SET PROBLEM:
State how many lines of the entries below hold the word "this"; reply with nothing but the number.
=-=-=-=-=
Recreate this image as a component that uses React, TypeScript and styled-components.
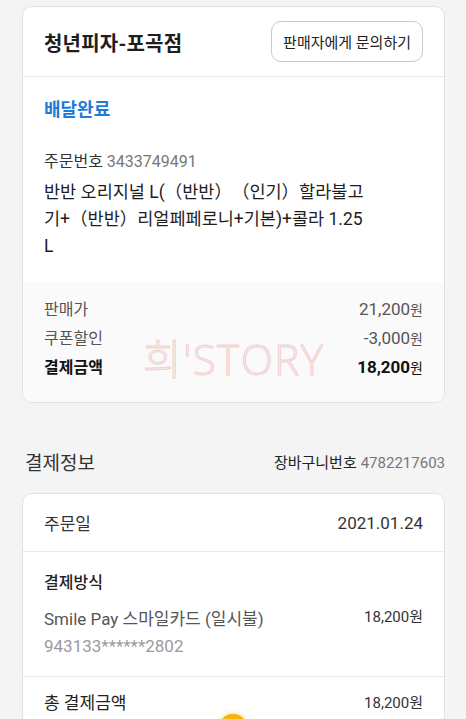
import styled, { createGlobalStyle } from 'styled-components';

const GlobalStyle = createGlobalStyle`
    html, body {
        margin: 0;
        padding: 0;
        background: #f4f4f4;
    }
    body {
        font-family: Roboto, "Noto Sans CJK KR", sans-serif;
        color: #222;
        -webkit-font-smoothing: antialiased;
    }
`;

const Page = styled.div`
    padding: 6px 21px 0 22px;
    position: relative;
    min-height: 719px;
    box-sizing: border-box;
    overflow: hidden;
`;

const Card = styled.section`
    background: #fff;
    border: 1px solid #e2e2e2;
    border-radius: 10px;
    overflow: hidden;
    position: relative;
`;

const CardHeader = styled.div`
    display: flex;
    align-items: center;
    justify-content: space-between;
    height: 69px;
    padding: 0 21px 0 21px;
    border-bottom: 1px solid #e8e8e8;
`;

const StoreName = styled.h1`
    margin: 2px 0 0;
    font-size: 20px;
    font-weight: 700;
    color: #1e1e1e;
    letter-spacing: 0.2px;
`;

const AskButton = styled.button`
    height: 41px;
    padding: 0 11px;
    background: #fff;
    border: 1px solid #c9c9c9;
    border-radius: 10px;
    font-family: inherit;
    font-size: 15px;
    color: #222;
`;

const OrderBody = styled.div`
    padding: 20px 21px 22px;
`;

const Status = styled.div`
    font-size: 18px;
    font-weight: 700;
    line-height: 26px;
    color: #1f7bd6;
`;

const OrderNo = styled.div`
    margin-top: 27px;
    font-size: 16px;
    line-height: 24px;
    color: #333;
    & span {
        color: #777;
    }
`;

const ProductName = styled.p`
    margin: 5px 0 0;
    width: 324px;
    font-size: 17.5px;
    line-height: 27px;
    color: #1e1e1e;
    word-break: break-all;
    text-spacing-trim: space-all;
`;

const PriceBox = styled.div`
    background: #fafafa;
    padding: 13px 21px 18px;
    position: relative;
`;

const PriceRow = styled.div<{ $strong?: boolean }>`
    display: flex;
    justify-content: space-between;
    align-items: baseline;
    height: ${(p) => (p.$strong ? '31px' : '29px')};
    line-height: 29px;
    font-size: 16px;
    color: ${(p) => (p.$strong ? '#111' : '#555')};
    font-weight: ${(p) => (p.$strong ? 700 : 400)};
`;

const Amount = styled.span`
    font-size: 17px;
    & small {
        font-size: 14px;
        font-weight: 400;
    }
`;

const Watermark = styled.div`
    position: absolute;
    left: 120px;
    top: 44px;
    font-size: 42px;
    font-family: "Open Sans", "Noto Sans CJK KR", sans-serif;
    font-weight: 300;
    color: rgba(250, 225, 225, 0.5);
    -webkit-text-stroke: 1px rgba(225, 150, 150, 0.4);
    letter-spacing: 1.5px;
    pointer-events: none;
`;

const SectionHead = styled.div`
    display: flex;
    justify-content: space-between;
    align-items: center;
    margin: 43px 0 17px 3px;
    height: 30px;
`;

const SectionTitle = styled.h2`
    margin: 0;
    font-size: 19px;
    font-weight: 400;
    color: #333;
`;

const CartNo = styled.div`
    font-size: 15px;
    color: #222;
    & span {
        color: #777;
        margin-left: 4px;
    }
`;

const InfoRow = styled.div`
    display: flex;
    justify-content: space-between;
    align-items: center;
    height: 57px;
    padding: 0 21px;
    font-size: 17px;
    color: #333;
    border-bottom: 1px solid #e8e8e8;
`;

const PayBlock = styled.div`
    padding: 19px 21px 17px;
    border-bottom: 1px solid #e8e8e8;
`;

const PayLabel = styled.div`
    font-size: 16px;
    font-weight: 500;
    line-height: 24px;
    color: #222;
`;

const PayLine = styled.div`
    display: flex;
    justify-content: space-between;
    align-items: baseline;
    margin-top: 11px;
    font-size: 17px;
    line-height: 26px;
    color: #555;
`;

const PayAmount = styled.span`
    font-size: 15px;
    color: #333;
    position: relative;
    top: -3px;
`;

const CardNumber = styled.div`
    font-size: 17px;
    line-height: 26px;
    color: #9a9a9a;
`;

const TotalRow = styled.div`
    display: flex;
    justify-content: space-between;
    align-items: center;
    height: 48px;
    padding: 0 21px;
    font-size: 17px;
    color: #222;
    & span {
        font-size: 15px;
        color: #333;
    }
`;

const FloatingButton = styled.div`
    position: fixed;
    left: 219px;
    top: 714px;
    width: 28px;
    height: 28px;
    border-radius: 50%;
    background: #f4b400;
    box-shadow: 0 -1px 4px rgba(240, 190, 60, 0.5);
`;

export default function App() {
    return (
        <Page>
            <GlobalStyle />
            <Card>
                <CardHeader>
                    <StoreName>청년피자-포곡점</StoreName>
                    <AskButton>판매자에게 문의하기</AskButton>
                </CardHeader>
                <OrderBody>
                    <Status>배달완료</Status>
                    <OrderNo>
                        주문번호 <span>3433749491</span>
                    </OrderNo>
                    <ProductName>
                        반반 오리지널 L(（반반）（인기）할라불고기+（반반）리얼페페로니+기본)+콜라 1.25L
                    </ProductName>
                </OrderBody>
                <PriceBox>
                    <PriceRow>
                        <span>판매가</span>
                        <Amount>
                            21,200<small>원</small>
                        </Amount>
                    </PriceRow>
                    <PriceRow>
                        <span>쿠폰할인</span>
                        <Amount>
                            -3,000<small>원</small>
                        </Amount>
                    </PriceRow>
                    <PriceRow $strong>
                        <span>결제금액</span>
                        <Amount>
                            18,200<small>원</small>
                        </Amount>
                    </PriceRow>
                    <Watermark>희'STORY</Watermark>
                </PriceBox>
            </Card>

            <SectionHead>
                <SectionTitle>결제정보</SectionTitle>
                <CartNo>
                    장바구니번호<span>4782217603</span>
                </CartNo>
            </SectionHead>

            <Card>
                <InfoRow>
                    <span>주문일</span>
                    <span>2021.01.24</span>
                </InfoRow>
                <PayBlock>
                    <PayLabel>결제방식</PayLabel>
                    <PayLine>
                        <span>Smile Pay 스마일카드 (일시불)</span>
                        <PayAmount>18,200원</PayAmount>
                    </PayLine>
                    <CardNumber>943133******2802</CardNumber>
                </PayBlock>
                <TotalRow>
                    총 결제금액
                    <span>18,200원</span>
                </TotalRow>
            </Card>
            <FloatingButton />
        </Page>
    );
}
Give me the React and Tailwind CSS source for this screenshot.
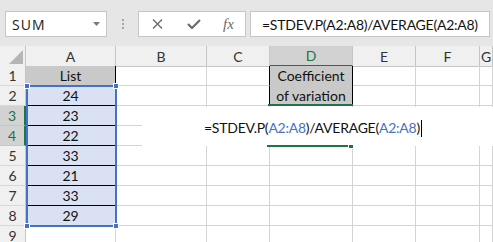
import React from "react";

const COLS = ["A", "B", "C", "D", "E", "F", "G"];
const VALUES = [24, 23, 22, 33, 21, 33, 29];
const FORMULA_PARTS = [
  { t: "=STDEV.P(", ref: false },
  { t: "A2:A8", ref: true },
  { t: ")/AVERAGE(", ref: false },
  { t: "A2:A8", ref: true },
  { t: ")", ref: false },
];

const gridCell = "h-[20px] border-r border-b border-[#d4d4d4]";

function RowHeader({ n, active }) {
  return (
    <div
      className={`h-[20px] flex items-center justify-center border-b text-[14px] ${
        active
          ? "bg-[#d2d2d2] text-[#217346] border-b-[#c6c6c6] border-r-2 border-r-[#217346]"
          : "bg-[#f0f0f0] text-[#333] border-b-[#d8d8d8] border-r border-r-[#c6c6c6]"
      }`}
    >
      {n}
    </div>
  );
}

function Toolbar() {
  return (
    <div className="h-[46px] bg-[#e6e6e6] flex items-start pt-[11px] pl-[5px] font-['Open_Sans',sans-serif]">
      <div className="w-[102px] h-[26px] bg-white border border-[#c6c6c6] flex items-center justify-between pl-[6px] pr-[6px]">
        <span className="text-[14px] tracking-[1px] text-[#222]">SUM</span>
        <svg width="7" height="4" viewBox="0 0 7 4">
          <path d="M0 0h7L3.5 4z" fill="#7a7a7a" />
        </svg>
      </div>
      <div className="w-[31px] h-[26px] flex flex-col items-center justify-center gap-[2px]">
        <span className="w-[2px] h-[2px] bg-[#a6a6a6]" />
        <span className="w-[2px] h-[2px] bg-[#a6a6a6]" />
        <span className="w-[2px] h-[2px] bg-[#a6a6a6]" />
      </div>
      <div className="w-[108px] h-[26px] bg-white border border-[#c6c6c6] flex items-center">
        <svg className="ml-[13px]" width="11" height="10" viewBox="0 0 11 10">
          <path d="M1 0.5l9 9M10 0.5l-9 9" stroke="#6b6b6b" strokeWidth="1.4" />
        </svg>
        <svg className="ml-[24px]" width="14" height="10" viewBox="0 0 14 10">
          <path d="M1 5l4 4 8-8" stroke="#6b6b6b" strokeWidth="2.2" fill="none" />
        </svg>
        <span className="ml-[22px] font-['Liberation_Serif',serif] italic text-[15px] text-[#6b6b6b] leading-none">
          fx
        </span>
      </div>
      <div className="ml-[4px] w-[240px] h-[26px] bg-white border border-[#c6c6c6] flex items-center pl-[11px] font-['Lato',sans-serif] text-[14px] tracking-[-0.25px] text-[#111] whitespace-nowrap">
        =STDEV.P(A2:A8)/AVERAGE(A2:A8)
      </div>
    </div>
  );
}

export default function App() {
  return (
    <div className="w-[493px] h-[242px] overflow-hidden bg-white">
      <Toolbar />
      <div className="relative font-['Lato',sans-serif]">
        <div className="grid grid-cols-[26px_90px_91px_63px_83px_63px_64px_1fr] auto-rows-[20px]">
          {/* header row */}
          <div className="h-[21px] bg-[#f0f0f0] border-r border-b border-[#c6c6c6] flex items-end justify-end pr-[2px] pb-[2px]">
            <svg width="14" height="14" viewBox="0 0 14 14">
              <path d="M14 0v14H0z" fill="#b5b5b5" />
            </svg>
          </div>
          {COLS.map((c) => (
            <div
              key={c}
              className={`h-[21px] flex items-center justify-center border-r text-[14px] ${
                c === "D"
                  ? "bg-[#d2d2d2] text-[#217346] border-r-[#c6c6c6] border-b-2 border-b-[#217346]"
                  : "bg-[#f0f0f0] text-[#333] border-b border-[#c6c6c6]"
              }`}
            >
              {c}
            </div>
          ))}

          {/* row 1 */}
          <RowHeader n={1} />
          <div className="h-[20px] bg-[#c9c9c9] border-r border-r-black border-b border-b-[#d4d4d4] flex items-center justify-center text-[14px] text-[#111]">
            List
          </div>
          <div className={gridCell} />
          <div className="h-[20px] border-r border-r-black border-b border-b-[#d4d4d4]" />
          <div className="row-span-2 h-[40px] bg-[#c9c9c9] border-r border-r-black flex flex-col items-center justify-center text-[14px] leading-[20px] text-[#111]">
            <span>Coefficient</span>
            <span>of variation</span>
          </div>
          <div className={gridCell} />
          <div className={gridCell} />
          <div className={gridCell} />

          {VALUES.map((v, i) => {
            const row = i + 2;
            return (
              <React.Fragment key={row}>
                <RowHeader n={row} active={row === 3 || row === 4} />
                <div className="h-[20px] bg-[#d9e1f2] border-b border-b-black border-r border-r-[#d4d4d4] flex items-center justify-center text-[14px] text-[#111]">
                  {v}
                </div>
                <div className={gridCell} />
                <div
                  className={`h-[20px] border-b border-b-[#d4d4d4] border-r ${
                    row === 2 ? "border-r-black" : "border-r-[#d4d4d4]"
                  }`}
                />
                {row !== 2 && <div className={gridCell} />}
                <div className={gridCell} />
                <div className={gridCell} />
                <div className={gridCell} />
              </React.Fragment>
            );
          })}

          <RowHeader n={9} />
          {COLS.map((c) => (
            <div key={c} className={gridCell} />
          ))}
        </div>

        {/* range reference A2:A8 */}
        <div className="absolute left-[26px] top-[39px] w-[91px] h-[142px] border-2 border-[#4472c4]" />
        <div className="absolute left-[24px] top-[37px] w-[6px] h-[6px] bg-[#4472c4] border border-white" />
        <div className="absolute left-[113px] top-[37px] w-[6px] h-[6px] bg-[#4472c4] border border-white" />
        <div className="absolute left-[24px] top-[177px] w-[6px] h-[6px] bg-[#4472c4] border border-white" />
        <div className="absolute left-[113px] top-[177px] w-[6px] h-[6px] bg-[#4472c4] border border-white" />

        {/* in-cell editor */}
        <div className="absolute left-[142px] top-[61px] right-0 h-[39px] bg-white">
          <div className="absolute left-[62px] top-[11px] flex items-center text-[14px] tracking-[-0.25px] leading-[20px] text-[#111] whitespace-nowrap">
            {FORMULA_PARTS.map((p, i) => (
              <span key={i} className={p.ref ? "text-[#4472c4]" : ""}>
                {p.t}
              </span>
            ))}
            <span className="ml-[1px] w-[1px] h-[17px] bg-black" />
          </div>
        </div>

        {/* active cell border */}
        <div className="absolute left-[268px] top-[58px] w-[85px] h-[2px] bg-[#217346]" />
        <div className="absolute left-[267px] top-[99px] w-[82px] h-[2px] bg-[#217346]" />
        <div className="absolute left-[348px] top-[98px] w-[6px] h-[5px] bg-[#217346] border border-white" />
      </div>
    </div>
  );
}
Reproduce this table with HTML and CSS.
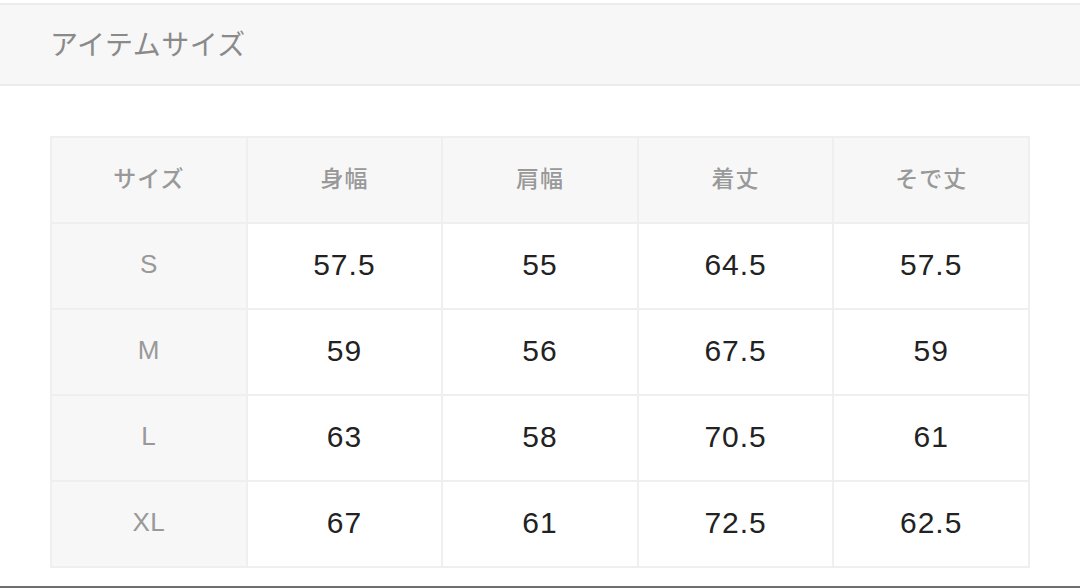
=-=-=-=-=
SOLVED EXERCISE:
3